**Exercise aim:** Beginning at the first line of the data, print each line exactly, stopping after the line that contains "bg-gradient-to-b from-white to-[#f1f1f1]';".

**Dataset section:**
## Begin

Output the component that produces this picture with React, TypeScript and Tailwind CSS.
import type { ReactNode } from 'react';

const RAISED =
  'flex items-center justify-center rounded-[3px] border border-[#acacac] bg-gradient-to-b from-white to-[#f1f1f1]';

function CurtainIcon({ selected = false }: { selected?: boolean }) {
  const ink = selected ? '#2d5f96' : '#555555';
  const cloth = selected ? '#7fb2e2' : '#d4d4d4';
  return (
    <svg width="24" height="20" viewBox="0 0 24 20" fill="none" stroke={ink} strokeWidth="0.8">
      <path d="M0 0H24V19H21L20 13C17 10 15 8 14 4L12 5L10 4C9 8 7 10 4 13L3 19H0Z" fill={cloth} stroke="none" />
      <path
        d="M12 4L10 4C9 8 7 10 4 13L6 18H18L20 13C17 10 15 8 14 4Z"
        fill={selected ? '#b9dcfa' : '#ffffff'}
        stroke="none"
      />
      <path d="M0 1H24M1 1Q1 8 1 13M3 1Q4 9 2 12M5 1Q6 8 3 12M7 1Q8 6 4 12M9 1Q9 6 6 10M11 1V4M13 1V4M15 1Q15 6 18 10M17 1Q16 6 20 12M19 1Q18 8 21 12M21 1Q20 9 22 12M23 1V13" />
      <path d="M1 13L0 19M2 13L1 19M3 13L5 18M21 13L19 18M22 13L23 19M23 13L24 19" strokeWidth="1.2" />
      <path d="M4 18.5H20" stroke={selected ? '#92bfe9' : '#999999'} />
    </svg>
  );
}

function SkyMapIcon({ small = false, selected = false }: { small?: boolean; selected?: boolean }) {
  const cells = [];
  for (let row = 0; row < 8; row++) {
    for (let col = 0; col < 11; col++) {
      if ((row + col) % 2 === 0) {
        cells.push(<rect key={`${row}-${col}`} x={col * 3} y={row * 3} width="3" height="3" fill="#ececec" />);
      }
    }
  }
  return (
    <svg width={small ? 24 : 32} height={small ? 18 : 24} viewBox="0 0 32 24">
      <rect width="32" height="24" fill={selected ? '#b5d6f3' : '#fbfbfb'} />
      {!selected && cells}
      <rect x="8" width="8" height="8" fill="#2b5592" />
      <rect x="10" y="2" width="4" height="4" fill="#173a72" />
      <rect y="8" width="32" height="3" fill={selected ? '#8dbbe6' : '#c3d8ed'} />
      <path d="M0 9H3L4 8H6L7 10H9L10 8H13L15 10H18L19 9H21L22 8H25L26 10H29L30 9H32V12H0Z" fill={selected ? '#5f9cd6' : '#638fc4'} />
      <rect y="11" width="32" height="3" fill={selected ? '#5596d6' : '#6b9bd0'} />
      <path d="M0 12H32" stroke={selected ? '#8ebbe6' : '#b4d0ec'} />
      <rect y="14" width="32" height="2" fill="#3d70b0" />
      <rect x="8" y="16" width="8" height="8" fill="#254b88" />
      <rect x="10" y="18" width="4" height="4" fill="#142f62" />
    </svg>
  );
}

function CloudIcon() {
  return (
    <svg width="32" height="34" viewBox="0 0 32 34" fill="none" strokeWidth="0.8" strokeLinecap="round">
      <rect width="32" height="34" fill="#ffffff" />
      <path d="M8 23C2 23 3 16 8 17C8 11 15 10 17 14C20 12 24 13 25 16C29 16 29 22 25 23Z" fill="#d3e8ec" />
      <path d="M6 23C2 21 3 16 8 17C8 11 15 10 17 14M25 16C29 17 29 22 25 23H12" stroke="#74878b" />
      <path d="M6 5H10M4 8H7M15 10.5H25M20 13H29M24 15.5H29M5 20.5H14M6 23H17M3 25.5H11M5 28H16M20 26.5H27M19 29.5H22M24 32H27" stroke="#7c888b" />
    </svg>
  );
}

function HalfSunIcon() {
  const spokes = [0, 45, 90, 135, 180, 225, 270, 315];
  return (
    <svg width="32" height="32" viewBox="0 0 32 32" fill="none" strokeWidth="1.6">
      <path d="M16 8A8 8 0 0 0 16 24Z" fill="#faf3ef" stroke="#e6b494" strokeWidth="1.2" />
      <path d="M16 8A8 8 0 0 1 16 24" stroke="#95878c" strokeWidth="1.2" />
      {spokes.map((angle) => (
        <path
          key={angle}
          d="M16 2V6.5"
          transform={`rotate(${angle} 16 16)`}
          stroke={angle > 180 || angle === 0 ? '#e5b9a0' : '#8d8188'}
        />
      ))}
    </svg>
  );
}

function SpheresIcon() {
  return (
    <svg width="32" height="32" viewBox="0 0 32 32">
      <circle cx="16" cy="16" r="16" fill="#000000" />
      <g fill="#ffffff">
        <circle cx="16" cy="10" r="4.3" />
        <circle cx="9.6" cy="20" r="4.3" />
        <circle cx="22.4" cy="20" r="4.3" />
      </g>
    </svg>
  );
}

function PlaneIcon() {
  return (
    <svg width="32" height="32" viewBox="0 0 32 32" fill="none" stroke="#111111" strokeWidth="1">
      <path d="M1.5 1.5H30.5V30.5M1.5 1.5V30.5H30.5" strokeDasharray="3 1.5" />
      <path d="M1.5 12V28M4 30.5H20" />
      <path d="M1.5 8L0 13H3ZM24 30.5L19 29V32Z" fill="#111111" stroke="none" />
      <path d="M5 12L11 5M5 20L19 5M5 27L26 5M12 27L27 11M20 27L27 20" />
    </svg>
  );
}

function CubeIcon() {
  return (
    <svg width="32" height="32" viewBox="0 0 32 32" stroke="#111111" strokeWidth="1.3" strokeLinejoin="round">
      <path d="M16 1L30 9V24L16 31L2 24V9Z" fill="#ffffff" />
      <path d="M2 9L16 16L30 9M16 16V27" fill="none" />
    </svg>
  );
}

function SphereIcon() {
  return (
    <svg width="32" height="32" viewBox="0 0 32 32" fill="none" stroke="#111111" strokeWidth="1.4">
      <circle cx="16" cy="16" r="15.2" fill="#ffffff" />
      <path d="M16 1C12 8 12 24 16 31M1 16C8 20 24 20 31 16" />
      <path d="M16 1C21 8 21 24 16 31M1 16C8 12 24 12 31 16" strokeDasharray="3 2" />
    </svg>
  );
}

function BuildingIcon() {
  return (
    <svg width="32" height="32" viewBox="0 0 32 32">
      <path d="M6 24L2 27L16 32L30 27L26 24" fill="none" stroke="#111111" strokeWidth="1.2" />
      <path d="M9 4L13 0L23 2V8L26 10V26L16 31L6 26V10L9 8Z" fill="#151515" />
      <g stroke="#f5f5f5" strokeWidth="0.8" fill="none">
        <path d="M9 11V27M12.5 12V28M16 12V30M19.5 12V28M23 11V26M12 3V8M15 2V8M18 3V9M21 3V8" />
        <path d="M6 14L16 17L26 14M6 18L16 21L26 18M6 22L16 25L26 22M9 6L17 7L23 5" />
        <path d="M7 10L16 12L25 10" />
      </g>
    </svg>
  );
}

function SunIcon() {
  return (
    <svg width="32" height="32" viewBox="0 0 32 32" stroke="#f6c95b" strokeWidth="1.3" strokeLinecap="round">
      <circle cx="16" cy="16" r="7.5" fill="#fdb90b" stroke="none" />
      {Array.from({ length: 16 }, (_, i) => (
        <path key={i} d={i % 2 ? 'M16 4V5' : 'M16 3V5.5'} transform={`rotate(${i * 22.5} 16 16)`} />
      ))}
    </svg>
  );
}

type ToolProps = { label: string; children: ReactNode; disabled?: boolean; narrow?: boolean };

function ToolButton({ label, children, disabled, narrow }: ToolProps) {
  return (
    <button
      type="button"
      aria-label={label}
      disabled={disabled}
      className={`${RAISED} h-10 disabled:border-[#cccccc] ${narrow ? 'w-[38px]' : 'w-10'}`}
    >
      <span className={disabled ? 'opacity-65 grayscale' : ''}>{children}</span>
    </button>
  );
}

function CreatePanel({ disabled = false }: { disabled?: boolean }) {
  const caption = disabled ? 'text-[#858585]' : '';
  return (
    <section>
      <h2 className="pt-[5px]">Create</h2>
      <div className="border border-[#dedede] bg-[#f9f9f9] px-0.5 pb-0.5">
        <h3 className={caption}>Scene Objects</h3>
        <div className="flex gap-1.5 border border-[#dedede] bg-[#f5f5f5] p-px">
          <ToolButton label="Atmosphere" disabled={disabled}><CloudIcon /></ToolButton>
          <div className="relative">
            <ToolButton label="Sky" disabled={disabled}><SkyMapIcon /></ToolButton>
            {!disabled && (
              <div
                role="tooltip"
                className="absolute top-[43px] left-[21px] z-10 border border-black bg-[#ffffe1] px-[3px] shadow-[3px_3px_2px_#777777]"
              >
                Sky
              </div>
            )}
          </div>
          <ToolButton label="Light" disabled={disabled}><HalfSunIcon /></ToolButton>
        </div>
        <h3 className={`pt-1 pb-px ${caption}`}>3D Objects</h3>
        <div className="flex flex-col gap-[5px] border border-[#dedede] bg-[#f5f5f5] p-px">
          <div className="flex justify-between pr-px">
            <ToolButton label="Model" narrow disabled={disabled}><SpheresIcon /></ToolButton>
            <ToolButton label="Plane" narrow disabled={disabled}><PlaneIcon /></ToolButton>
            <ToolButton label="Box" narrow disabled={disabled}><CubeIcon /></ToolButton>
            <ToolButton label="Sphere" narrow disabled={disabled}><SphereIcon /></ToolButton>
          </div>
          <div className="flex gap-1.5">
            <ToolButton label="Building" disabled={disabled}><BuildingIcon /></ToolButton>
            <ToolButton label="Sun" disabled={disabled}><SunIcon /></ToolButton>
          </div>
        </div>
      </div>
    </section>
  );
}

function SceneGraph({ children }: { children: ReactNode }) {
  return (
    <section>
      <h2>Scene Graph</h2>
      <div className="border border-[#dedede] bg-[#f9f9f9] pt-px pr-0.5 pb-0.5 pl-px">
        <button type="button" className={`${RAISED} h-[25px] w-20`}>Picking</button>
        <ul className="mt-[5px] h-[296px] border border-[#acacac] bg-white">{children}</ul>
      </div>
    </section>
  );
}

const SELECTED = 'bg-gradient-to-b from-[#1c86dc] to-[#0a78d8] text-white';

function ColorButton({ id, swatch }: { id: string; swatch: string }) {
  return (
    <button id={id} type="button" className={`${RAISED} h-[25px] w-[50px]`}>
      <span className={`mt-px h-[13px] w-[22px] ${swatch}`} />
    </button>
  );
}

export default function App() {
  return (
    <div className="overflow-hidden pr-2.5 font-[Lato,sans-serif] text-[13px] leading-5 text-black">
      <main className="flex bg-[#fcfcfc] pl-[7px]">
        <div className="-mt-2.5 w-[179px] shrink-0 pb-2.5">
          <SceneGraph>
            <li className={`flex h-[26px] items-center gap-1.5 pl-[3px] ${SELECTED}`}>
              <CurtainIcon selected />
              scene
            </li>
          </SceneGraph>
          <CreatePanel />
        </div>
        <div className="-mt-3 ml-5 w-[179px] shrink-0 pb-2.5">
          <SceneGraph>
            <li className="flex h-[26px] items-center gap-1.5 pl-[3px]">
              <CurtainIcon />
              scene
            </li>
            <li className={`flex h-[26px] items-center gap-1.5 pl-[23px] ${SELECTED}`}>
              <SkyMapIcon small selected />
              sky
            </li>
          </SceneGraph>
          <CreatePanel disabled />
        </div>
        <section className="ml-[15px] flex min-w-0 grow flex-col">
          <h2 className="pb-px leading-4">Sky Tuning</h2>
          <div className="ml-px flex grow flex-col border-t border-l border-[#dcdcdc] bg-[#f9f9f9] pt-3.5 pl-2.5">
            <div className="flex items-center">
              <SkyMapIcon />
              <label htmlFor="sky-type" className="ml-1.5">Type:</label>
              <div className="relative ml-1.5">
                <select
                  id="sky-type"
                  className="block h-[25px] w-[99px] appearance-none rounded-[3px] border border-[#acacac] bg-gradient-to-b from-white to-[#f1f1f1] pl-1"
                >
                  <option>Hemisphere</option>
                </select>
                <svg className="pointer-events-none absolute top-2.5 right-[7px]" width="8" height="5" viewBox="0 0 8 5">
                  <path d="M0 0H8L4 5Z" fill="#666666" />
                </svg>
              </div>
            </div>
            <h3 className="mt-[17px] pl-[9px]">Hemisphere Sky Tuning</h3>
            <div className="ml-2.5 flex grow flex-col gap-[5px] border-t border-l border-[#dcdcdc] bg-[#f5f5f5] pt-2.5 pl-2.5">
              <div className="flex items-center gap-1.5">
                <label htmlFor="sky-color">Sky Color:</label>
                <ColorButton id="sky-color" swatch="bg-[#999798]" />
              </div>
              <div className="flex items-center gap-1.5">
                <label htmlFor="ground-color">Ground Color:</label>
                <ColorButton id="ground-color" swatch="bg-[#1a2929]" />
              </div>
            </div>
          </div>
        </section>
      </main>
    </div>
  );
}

## End

**Reply:**
Output the component that produces this picture with React, TypeScript and Tailwind CSS.
import type { ReactNode } from 'react';

const RAISED =
  'flex items-center justify-center rounded-[3px] border border-[#acacac] bg-gradient-to-b from-white to-[#f1f1f1]';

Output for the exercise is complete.